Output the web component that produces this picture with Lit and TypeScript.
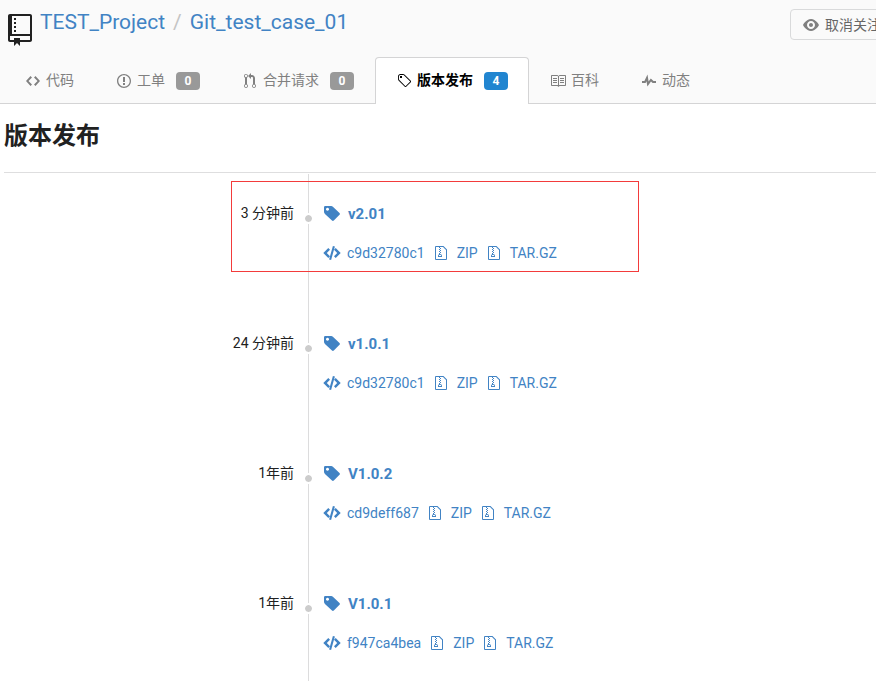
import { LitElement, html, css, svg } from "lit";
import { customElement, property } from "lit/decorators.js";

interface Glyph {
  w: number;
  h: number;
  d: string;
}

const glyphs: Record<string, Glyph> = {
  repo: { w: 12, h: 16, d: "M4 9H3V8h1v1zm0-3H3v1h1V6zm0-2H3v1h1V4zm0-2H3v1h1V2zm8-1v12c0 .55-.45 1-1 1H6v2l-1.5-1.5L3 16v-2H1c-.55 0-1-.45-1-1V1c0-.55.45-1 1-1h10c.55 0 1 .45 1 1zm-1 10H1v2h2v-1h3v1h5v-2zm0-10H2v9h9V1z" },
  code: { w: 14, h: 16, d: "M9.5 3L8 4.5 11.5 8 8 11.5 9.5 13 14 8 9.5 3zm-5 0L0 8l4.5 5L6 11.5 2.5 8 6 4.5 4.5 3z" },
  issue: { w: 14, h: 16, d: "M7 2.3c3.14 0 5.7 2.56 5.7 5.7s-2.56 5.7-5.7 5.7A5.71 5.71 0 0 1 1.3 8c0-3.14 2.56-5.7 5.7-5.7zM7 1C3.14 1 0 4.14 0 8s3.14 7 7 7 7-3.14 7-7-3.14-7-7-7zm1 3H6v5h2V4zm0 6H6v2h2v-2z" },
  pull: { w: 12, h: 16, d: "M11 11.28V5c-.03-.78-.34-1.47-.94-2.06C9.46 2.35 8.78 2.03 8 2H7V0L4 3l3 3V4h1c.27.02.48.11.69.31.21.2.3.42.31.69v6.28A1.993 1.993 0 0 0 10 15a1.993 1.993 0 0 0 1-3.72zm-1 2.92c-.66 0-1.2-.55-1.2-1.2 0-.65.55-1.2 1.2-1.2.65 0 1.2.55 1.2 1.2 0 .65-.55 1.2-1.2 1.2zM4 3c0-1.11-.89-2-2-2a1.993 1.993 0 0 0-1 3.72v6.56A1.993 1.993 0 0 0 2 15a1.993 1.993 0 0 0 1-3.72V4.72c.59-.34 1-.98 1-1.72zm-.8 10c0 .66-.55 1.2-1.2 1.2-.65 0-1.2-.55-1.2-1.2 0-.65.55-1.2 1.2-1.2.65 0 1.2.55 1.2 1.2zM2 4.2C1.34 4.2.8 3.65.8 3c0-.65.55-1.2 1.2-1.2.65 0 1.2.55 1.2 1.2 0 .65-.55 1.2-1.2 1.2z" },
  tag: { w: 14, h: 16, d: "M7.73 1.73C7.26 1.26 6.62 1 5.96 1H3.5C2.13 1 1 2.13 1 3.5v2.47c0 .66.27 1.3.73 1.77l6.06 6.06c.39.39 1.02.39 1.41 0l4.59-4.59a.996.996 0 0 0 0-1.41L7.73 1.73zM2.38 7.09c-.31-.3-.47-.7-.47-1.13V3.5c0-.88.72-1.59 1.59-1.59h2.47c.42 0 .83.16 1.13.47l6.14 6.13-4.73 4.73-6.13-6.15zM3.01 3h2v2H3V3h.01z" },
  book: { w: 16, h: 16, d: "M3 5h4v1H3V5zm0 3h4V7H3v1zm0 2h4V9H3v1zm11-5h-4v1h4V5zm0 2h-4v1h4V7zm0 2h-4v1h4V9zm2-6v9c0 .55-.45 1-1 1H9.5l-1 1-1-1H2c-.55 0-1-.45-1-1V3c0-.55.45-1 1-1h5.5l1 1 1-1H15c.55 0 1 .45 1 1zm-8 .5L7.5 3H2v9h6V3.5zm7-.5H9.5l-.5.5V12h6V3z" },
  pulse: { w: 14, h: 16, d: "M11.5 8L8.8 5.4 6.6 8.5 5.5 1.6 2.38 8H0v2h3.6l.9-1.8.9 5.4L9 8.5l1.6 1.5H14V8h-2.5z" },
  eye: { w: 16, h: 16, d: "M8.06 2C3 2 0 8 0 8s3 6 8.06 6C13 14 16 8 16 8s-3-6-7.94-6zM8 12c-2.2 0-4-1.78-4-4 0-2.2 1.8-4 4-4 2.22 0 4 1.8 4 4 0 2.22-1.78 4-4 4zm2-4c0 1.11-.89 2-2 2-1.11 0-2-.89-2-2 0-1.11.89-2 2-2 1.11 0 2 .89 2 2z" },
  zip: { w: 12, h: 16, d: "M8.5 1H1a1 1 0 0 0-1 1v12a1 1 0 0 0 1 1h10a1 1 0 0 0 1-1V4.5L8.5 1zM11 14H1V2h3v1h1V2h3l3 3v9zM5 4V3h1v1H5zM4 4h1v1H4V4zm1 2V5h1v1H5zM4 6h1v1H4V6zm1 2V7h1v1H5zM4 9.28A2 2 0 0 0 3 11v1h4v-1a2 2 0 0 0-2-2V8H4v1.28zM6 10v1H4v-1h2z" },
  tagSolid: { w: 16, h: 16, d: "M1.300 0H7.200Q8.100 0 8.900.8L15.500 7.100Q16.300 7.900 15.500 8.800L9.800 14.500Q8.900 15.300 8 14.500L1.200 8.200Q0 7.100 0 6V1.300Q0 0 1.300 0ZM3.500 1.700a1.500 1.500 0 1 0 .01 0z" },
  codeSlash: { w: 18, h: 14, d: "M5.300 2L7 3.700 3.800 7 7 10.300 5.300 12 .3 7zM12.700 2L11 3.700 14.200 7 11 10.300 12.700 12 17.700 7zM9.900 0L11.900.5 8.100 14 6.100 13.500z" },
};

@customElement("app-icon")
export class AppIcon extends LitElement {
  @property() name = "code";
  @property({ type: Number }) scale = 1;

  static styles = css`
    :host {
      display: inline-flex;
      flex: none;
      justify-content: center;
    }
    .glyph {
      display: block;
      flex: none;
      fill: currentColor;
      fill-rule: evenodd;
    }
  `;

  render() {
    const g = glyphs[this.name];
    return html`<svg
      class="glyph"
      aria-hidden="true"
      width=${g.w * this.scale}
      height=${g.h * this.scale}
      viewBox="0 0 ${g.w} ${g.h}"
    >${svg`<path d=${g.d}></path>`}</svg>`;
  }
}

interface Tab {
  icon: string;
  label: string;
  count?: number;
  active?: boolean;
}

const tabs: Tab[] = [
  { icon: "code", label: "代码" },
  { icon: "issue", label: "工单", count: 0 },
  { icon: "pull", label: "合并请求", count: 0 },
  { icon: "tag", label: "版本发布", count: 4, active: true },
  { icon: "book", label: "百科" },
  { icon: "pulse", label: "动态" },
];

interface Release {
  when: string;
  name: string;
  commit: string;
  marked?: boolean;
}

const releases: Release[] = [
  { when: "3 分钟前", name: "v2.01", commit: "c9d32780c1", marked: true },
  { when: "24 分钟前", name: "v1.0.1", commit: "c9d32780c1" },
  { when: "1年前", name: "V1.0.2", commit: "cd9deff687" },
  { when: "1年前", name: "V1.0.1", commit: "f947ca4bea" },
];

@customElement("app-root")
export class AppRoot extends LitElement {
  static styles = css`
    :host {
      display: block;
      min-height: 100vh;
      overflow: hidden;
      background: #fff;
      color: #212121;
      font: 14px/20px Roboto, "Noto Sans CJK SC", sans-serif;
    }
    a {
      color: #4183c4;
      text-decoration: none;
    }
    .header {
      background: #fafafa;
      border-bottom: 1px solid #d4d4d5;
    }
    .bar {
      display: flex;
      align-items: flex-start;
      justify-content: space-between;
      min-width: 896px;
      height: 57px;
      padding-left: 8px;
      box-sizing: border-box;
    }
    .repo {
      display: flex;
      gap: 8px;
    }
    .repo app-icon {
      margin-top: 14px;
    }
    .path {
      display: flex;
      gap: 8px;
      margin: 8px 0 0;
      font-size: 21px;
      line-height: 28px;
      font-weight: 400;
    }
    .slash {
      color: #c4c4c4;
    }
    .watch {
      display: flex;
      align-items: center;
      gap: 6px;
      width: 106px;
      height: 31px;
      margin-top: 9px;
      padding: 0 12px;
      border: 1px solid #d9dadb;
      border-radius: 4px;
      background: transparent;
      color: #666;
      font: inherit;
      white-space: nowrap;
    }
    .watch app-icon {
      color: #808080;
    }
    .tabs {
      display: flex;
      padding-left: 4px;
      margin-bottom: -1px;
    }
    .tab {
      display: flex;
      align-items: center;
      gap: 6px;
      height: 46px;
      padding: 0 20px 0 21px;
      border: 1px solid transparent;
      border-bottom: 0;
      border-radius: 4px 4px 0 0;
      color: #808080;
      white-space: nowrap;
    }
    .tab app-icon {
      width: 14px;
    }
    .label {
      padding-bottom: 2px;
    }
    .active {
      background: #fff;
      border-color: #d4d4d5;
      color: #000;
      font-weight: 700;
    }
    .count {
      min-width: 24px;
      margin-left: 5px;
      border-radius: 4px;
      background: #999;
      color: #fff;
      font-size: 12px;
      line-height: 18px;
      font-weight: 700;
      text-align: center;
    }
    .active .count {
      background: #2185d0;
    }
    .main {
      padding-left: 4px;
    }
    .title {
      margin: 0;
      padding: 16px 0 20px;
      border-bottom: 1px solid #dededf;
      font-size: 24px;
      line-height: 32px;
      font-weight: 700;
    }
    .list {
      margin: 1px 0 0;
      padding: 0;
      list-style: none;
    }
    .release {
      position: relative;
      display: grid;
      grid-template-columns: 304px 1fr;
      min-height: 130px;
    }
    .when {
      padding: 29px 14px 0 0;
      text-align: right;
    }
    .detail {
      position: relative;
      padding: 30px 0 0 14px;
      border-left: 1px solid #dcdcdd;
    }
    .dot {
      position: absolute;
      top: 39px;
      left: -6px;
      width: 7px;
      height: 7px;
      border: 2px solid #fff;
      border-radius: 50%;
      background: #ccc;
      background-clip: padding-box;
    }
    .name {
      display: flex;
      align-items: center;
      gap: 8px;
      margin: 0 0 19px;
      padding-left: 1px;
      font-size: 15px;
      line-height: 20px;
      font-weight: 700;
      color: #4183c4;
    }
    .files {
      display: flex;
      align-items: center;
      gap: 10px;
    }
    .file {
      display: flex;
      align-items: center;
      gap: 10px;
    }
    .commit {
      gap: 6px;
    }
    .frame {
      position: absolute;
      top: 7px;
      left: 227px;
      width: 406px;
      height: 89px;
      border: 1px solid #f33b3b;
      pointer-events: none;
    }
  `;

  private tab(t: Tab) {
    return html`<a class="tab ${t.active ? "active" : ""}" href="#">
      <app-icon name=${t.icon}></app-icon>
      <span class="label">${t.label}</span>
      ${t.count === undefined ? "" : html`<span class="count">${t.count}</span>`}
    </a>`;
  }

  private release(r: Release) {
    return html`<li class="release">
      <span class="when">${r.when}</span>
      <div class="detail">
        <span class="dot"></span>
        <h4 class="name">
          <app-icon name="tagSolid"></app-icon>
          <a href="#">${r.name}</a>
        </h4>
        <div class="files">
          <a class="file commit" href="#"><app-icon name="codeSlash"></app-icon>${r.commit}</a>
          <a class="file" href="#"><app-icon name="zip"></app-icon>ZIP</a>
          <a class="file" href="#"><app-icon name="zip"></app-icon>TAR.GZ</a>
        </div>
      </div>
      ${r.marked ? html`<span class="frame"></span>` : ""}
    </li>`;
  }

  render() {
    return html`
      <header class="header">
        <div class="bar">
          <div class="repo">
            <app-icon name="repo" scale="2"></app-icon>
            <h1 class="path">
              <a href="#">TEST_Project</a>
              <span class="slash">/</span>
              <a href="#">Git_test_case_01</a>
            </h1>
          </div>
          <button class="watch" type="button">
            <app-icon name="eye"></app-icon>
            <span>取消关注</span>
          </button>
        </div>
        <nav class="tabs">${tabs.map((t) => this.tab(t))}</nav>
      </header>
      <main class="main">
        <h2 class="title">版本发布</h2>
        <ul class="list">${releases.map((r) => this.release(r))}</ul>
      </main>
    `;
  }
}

TASK PROMPT
Collect each line holding the string "this".

EXERCISE SOLUTION
Output the web component that produces this picture with Lit and TypeScript.
    const g = glyphs[this.name];
      width=${g.w * this.scale}
      height=${g.h * this.scale}
        <nav class="tabs">${tabs.map((t) => this.tab(t))}</nav>
        <ul class="list">${releases.map((r) => this.release(r))}</ul>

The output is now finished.